• _What is asked_:
In the entries below, count every line with the string "styles". State the count and nothing else.

• _Provided material_:
-- start --

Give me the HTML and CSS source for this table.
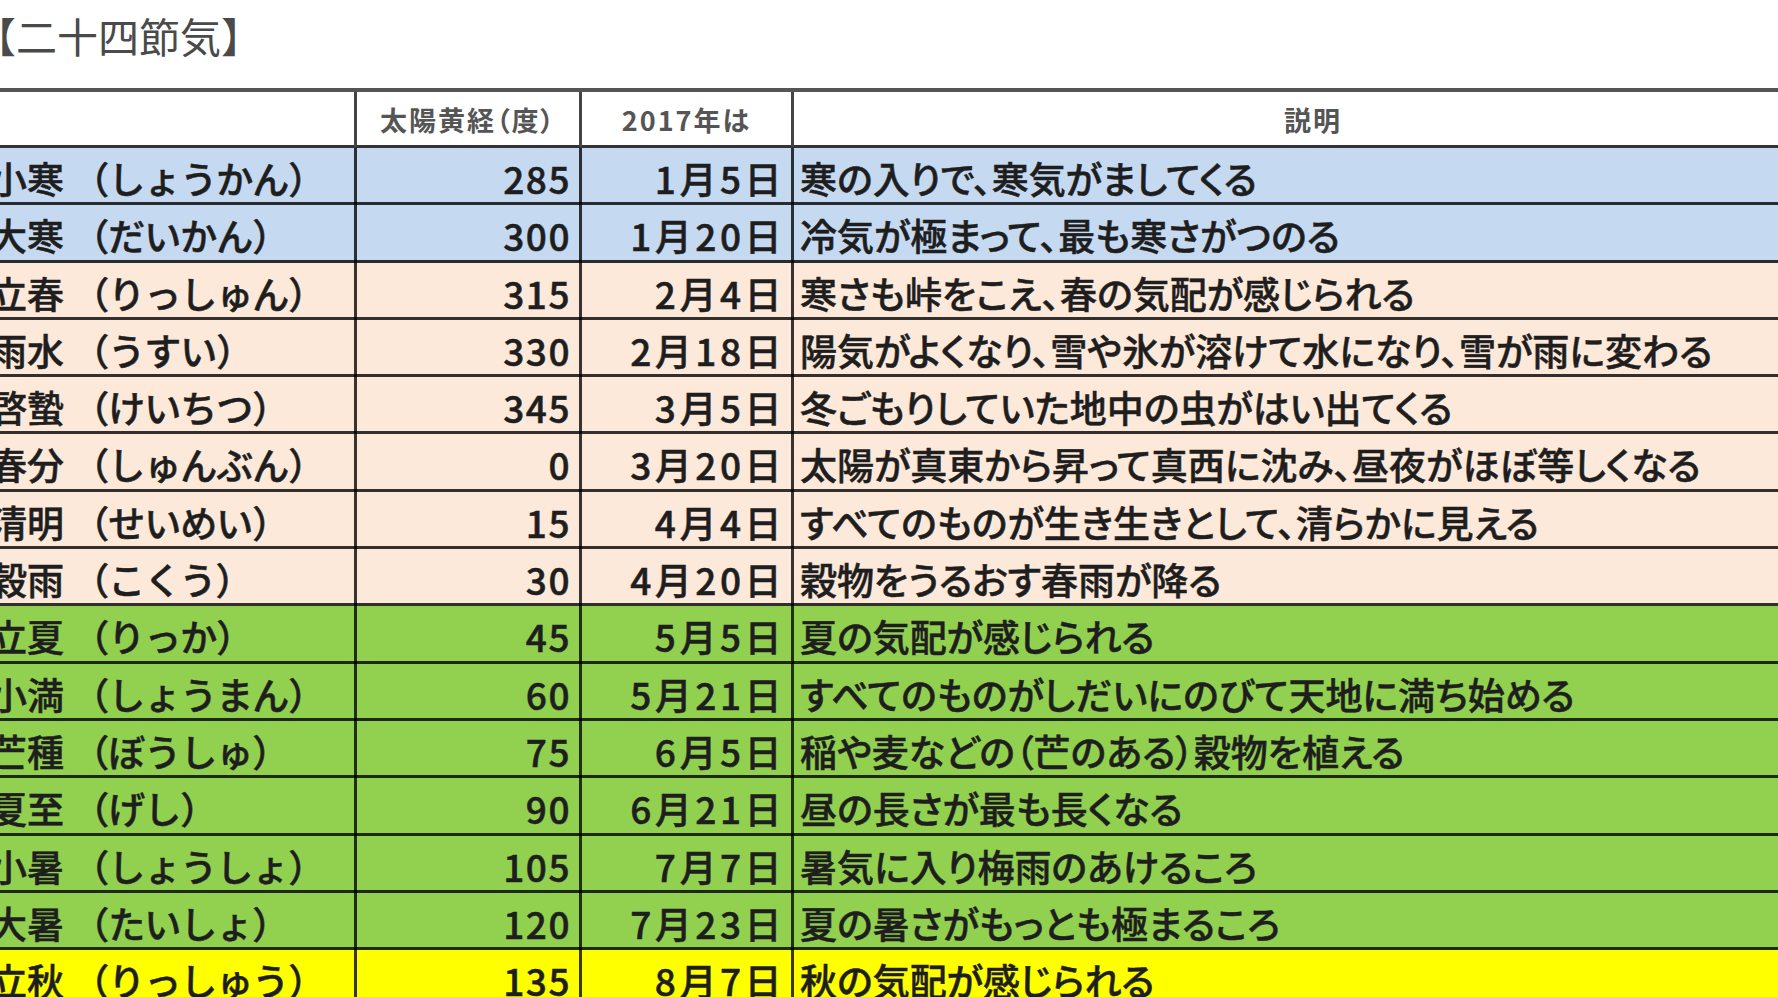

-- end --
-- start --

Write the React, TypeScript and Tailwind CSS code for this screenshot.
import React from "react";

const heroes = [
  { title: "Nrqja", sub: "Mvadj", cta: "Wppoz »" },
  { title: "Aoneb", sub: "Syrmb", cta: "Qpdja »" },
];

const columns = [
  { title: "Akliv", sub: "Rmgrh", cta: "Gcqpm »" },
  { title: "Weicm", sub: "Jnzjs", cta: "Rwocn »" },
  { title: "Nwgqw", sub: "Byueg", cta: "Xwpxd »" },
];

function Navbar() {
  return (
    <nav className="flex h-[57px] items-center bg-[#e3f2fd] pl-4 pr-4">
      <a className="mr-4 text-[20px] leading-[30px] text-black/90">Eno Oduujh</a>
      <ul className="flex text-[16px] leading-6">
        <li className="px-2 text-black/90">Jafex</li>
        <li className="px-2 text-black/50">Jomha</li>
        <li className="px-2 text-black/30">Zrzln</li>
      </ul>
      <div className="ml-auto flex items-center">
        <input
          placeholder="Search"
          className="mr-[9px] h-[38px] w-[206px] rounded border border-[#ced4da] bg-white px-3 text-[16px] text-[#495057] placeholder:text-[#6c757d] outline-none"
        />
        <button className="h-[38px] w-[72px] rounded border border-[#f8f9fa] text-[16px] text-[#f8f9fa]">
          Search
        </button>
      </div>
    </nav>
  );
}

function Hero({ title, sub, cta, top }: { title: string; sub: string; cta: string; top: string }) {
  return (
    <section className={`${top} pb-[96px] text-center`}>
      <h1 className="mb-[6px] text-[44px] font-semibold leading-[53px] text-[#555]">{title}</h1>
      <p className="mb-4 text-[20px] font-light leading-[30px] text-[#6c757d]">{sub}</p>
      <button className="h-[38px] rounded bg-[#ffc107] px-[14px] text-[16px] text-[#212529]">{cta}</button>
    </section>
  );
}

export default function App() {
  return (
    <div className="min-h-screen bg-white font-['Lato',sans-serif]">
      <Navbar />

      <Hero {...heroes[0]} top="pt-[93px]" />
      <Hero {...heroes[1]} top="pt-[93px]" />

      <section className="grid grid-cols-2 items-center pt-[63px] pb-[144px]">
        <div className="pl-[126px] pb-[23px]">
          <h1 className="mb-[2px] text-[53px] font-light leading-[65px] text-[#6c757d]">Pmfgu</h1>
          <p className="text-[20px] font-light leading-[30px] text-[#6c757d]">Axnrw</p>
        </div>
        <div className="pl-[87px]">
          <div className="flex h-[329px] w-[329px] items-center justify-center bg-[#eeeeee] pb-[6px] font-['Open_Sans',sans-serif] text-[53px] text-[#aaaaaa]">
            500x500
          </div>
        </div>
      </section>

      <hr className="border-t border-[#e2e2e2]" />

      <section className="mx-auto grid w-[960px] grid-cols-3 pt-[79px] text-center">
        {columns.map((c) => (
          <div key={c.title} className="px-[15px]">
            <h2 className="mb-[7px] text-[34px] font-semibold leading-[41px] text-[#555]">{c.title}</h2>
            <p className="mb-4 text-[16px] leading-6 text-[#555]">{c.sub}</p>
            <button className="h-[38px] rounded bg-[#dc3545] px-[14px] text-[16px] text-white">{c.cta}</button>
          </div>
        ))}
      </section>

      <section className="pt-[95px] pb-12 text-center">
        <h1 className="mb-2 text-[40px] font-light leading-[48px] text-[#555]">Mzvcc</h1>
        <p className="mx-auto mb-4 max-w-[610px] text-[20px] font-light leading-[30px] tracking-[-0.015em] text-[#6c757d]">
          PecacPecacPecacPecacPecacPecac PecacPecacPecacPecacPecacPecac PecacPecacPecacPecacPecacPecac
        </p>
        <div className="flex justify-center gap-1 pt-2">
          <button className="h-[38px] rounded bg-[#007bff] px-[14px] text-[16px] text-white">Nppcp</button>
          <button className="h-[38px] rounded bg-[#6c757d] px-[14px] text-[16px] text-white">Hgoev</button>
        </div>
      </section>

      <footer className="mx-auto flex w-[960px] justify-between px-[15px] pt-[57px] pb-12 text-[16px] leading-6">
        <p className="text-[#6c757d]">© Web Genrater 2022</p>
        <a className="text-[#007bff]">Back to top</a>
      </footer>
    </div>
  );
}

-- end --
-- start --

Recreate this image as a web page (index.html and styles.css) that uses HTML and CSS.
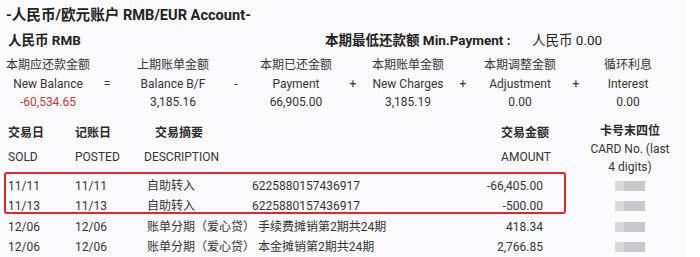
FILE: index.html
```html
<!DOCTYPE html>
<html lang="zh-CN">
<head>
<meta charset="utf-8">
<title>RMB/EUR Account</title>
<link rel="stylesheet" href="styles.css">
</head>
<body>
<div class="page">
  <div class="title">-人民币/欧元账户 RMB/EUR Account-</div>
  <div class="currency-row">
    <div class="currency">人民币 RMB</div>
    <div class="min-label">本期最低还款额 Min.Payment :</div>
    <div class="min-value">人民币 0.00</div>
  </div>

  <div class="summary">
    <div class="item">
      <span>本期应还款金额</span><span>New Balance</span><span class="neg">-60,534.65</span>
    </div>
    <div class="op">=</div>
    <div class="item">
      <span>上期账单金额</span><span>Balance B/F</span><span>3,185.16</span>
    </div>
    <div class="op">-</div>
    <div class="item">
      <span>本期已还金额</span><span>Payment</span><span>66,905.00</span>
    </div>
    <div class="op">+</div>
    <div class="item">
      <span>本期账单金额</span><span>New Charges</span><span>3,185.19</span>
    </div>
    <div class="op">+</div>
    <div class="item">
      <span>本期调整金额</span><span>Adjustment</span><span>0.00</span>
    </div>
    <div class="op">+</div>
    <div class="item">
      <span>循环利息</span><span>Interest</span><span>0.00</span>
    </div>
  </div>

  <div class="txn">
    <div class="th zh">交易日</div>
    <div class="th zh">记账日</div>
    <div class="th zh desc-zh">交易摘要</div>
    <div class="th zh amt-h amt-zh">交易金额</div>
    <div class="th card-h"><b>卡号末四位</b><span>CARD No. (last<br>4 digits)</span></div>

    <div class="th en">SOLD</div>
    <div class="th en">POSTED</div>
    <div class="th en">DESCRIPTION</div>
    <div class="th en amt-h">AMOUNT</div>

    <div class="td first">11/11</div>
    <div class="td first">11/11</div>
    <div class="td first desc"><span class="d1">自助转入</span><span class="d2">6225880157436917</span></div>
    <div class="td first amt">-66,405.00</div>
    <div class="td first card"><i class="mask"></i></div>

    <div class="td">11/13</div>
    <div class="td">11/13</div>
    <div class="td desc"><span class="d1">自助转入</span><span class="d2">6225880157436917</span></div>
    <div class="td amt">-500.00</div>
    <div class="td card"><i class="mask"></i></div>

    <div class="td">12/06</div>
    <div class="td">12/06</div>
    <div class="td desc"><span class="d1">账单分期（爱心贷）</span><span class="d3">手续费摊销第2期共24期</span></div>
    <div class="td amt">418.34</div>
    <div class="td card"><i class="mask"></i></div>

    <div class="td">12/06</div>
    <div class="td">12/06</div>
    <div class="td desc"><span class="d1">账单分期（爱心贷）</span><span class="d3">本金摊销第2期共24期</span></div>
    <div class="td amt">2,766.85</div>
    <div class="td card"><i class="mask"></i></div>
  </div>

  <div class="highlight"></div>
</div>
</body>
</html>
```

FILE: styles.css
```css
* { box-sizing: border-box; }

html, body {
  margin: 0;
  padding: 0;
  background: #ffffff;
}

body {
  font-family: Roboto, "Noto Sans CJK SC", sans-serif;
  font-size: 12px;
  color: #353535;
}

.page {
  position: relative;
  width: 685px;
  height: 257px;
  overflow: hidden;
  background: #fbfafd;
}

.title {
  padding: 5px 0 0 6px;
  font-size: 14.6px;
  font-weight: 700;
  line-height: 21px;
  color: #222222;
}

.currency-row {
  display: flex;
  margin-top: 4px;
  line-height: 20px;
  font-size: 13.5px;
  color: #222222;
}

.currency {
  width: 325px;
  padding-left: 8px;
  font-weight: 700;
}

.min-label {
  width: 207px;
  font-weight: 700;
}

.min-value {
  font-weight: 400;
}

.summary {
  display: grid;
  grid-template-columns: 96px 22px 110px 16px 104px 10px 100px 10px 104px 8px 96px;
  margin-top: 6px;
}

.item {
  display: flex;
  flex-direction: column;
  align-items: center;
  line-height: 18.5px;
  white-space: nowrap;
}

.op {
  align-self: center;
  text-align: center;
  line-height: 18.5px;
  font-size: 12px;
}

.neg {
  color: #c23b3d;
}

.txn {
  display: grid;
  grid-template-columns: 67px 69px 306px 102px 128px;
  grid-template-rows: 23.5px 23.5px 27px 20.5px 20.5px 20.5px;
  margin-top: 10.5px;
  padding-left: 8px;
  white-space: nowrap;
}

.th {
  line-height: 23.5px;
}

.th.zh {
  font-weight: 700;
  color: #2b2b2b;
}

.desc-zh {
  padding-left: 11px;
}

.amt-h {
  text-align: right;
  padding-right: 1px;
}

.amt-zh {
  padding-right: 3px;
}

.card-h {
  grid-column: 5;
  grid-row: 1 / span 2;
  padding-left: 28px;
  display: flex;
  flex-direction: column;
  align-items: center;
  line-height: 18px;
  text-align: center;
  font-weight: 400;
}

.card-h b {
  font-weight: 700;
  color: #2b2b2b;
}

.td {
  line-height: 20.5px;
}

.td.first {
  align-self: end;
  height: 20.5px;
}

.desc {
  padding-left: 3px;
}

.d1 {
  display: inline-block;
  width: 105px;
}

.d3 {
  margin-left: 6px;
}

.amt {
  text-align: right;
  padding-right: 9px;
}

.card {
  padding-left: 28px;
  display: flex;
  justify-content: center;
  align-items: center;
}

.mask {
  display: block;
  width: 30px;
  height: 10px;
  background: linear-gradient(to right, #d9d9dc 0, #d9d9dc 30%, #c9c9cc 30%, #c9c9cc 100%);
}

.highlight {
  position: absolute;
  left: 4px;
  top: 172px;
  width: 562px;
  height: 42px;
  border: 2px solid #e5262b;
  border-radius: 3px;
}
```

-- end --

• _Exercise answer_:
3